Ok, I'm extrapolating to make a point - all of that stuff happens because of sheep, but they don't cause it to happen.

9 years, 5 months ago - John Lubran

Paddy's analogy nails it. There are far more great scripts that will never get made into film than there are producers who will pull together all of the essential elements required before a film can be made. Clearly it's the producer whose in charge, who enables and empowers, who hires and fires.

9 years, 5 months ago - Rickardo Beckles-Burrowes

Be interesting to hear your thoughts on Jim Hart's video clip: https://www.youtube.com/watch?v=3xLLQhz6UFI which fed into this article.
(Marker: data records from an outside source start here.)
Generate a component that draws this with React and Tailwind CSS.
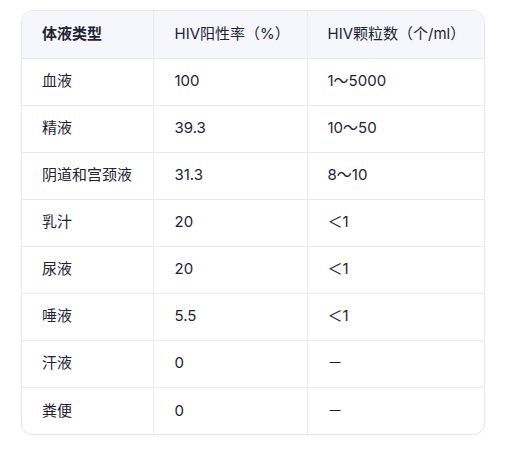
const rows = [
  ["血液", "100", "1～5000"],
  ["精液", "39.3", "10～50"],
  ["阴道和宫颈液", "31.3", "8～10"],
  ["乳汁", "20", "＜1"],
  ["尿液", "20", "＜1"],
  ["唾液", "5.5", "＜1"],
  ["汗液", "0", "－"],
  ["粪便", "0", "－"],
];

export default function App() {
  return (
    <div
      className="min-h-[456px] bg-white pt-[10px] pl-[21px] text-[15px] text-[#1e2235]"
      style={{ fontFamily: "Inter, 'Noto Sans CJK SC', sans-serif" }}
    >
      <div className="w-[464px] overflow-hidden rounded-xl border border-[#e6e8ee] shadow-[0_1px_2px_rgba(0,0,0,0.03)]">
        <table className="w-full table-fixed border-collapse">
          <colgroup>
            <col className="w-[131px]" />
            <col className="w-[154px]" />
            <col />
          </colgroup>
          <thead>
            <tr className="h-[47px] bg-[#f5f7fc]">
              <th className="pl-[20px] text-left font-semibold">体液类型</th>
              <th className="border-l border-[#e8eaf0] pl-[21px] text-left font-normal">HIV阳性率（%）</th>
              <th className="border-l border-[#e8eaf0] pl-[20px] text-left font-normal">HIV颗粒数（个/ml）</th>
            </tr>
          </thead>
          <tbody>
            {rows.map((r, i) => (
              <tr key={i} className="h-[47px] border-t border-[#e8eaf0]">
                <td className="pl-[20px]">{r[0]}</td>
                <td className="border-l border-[#e8eaf0] pl-[21px]">{r[1]}</td>
                <td className="border-l border-[#e8eaf0] pl-[20px]">{r[2]}</td>
              </tr>
            ))}
          </tbody>
        </table>
      </div>
    </div>
  );
}
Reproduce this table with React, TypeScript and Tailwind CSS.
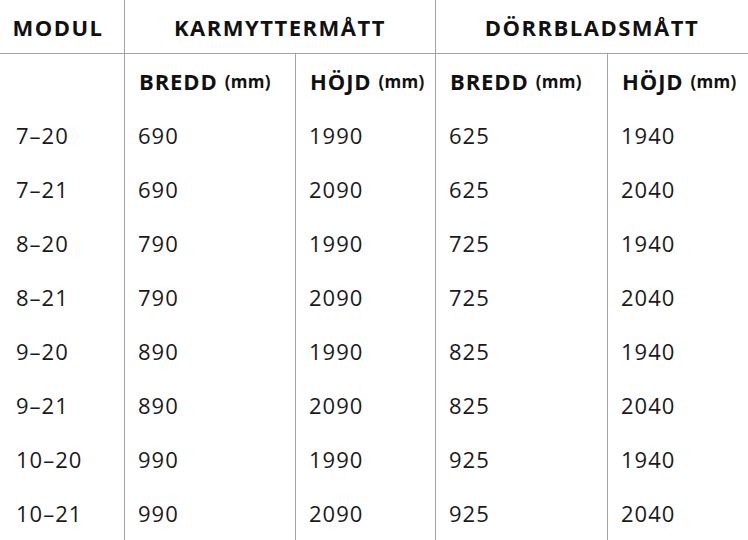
import React from "react";

const rows = [
  ["7–20", "690", "1990", "625", "1940"],
  ["7–21", "690", "2090", "625", "2040"],
  ["8–20", "790", "1990", "725", "1940"],
  ["8–21", "790", "2090", "725", "2040"],
  ["9–20", "890", "1990", "825", "1940"],
  ["9–21", "890", "2090", "825", "2040"],
  ["10–20", "990", "1990", "925", "1940"],
  ["10–21", "990", "2090", "925", "2040"],
];

function SubHead({ label }: { label: string }) {
  return (
    <div className="flex h-[54px] items-center border-l border-[#a3a3a3] pl-[14px] pt-[1px] text-[#111]">
      <span className="text-[22px] font-bold tracking-[0.9px]">{label}</span>
      <span className="ml-[7px] text-[17px] font-bold tracking-[0.3px]">(mm)</span>
    </div>
  );
}

export default function App() {
  return (
    <div
      className="h-[540px] w-[748px] overflow-hidden bg-white"
      style={{ fontFamily: '"Open Sans", "Liberation Sans", sans-serif' }}
    >
      <div className="grid grid-cols-[124px_171px_140px_172px_141px]">
        {/* top header */}
        <div className="flex h-[54px] items-center justify-center border-b border-[#a3a3a3] pr-[8px] pt-[1px] text-[22px] font-bold tracking-[1.5px] text-[#111]">
          MODUL
        </div>
        <div className="col-span-2 flex h-[54px] items-center justify-center border-b border-l border-[#a3a3a3] pt-[1px] text-[22px] font-bold tracking-[1.5px] text-[#111]">
          KARMYTTERMÅTT
        </div>
        <div className="col-span-2 flex h-[54px] items-center justify-center border-b border-l border-[#a3a3a3] pt-[1px] text-[22px] font-bold tracking-[1.5px] text-[#111]">
          DÖRRBLADSMÅTT
        </div>

        {/* sub header */}
        <div className="h-[54px]" />
        <SubHead label="BREDD" />
        <SubHead label="HÖJD" />
        <SubHead label="BREDD" />
        <SubHead label="HÖJD" />

        {rows.map((r) =>
          r.map((cell, i) => (
            <div
              key={r[0] + i}
              className={
                i === 0
                  ? "flex h-[54px] items-center pl-[16px] text-[22px] tracking-[1px] text-[#1a1a1a]"
                  : "flex h-[54px] items-center border-l border-[#a3a3a3] pl-[13px] text-[22px] tracking-[1px] text-[#1a1a1a]"
              }
            >
              {cell}
            </div>
          ))
        )}
      </div>
    </div>
  );
}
9 years, 5 months ago - Paddy Robinson-Griffin

If producers weren't making his scripts, they'd be making someone else's. He references the strike as a display of the power of writers, but that's a display of collective union, not writer power. If the strike had run for another month or so, frankly all the writers would have been replaced. The programmes would have still been made, those jobs still created. I think it's disingenuous to claim the glory for 12,000 people employed by the film.

9 years, 5 months ago - Dan Selakovich

Writers, especially, forget what a collaborative effort a film is (and I say that as a writer that has optioned a couple of scripts). Take almost any department head out of the process, and you still don't have a film. Sure, everything starts with the script, but what if you have a bad script with an amazing concept? A good creative producer might help you form that concept into a great script. Then that producer goes out into the world to attach money and talent. Take the producer out of the equation, and what have you got? A collection of pages. What if you took the editor out of the equation? You can't just splice shots together and expect to make money on a 100 hour film that makes no sense. What about the actors? Good ones can make that script better than it is. No actors means no film. In fact, I can easily argue that if a producer can't attract a name, you still end up with a collection of pages. You could have a mediocre script, but if George Clooney wants to be in it, I guess he's the job creator.

So, in the end, there are a lot of job creators. Take any one of them out of the equation, and you don't have a movie.

9 years, 5 months ago - Rickardo Beckles-Burrowes

Hi Dan,

I certainly agree with you your point of view r.e. film making being a collaborative effort.

9 years, 5 months ago - Marlom Tander

I write, I love writing. But that won't employ a tea boy until a Producer decides to run with it.

Why don't I Produce? Because I know what's involved and I don't have the time. Producing is something you do properly or not at all, and properly, for commercial movies, means pretty much full time.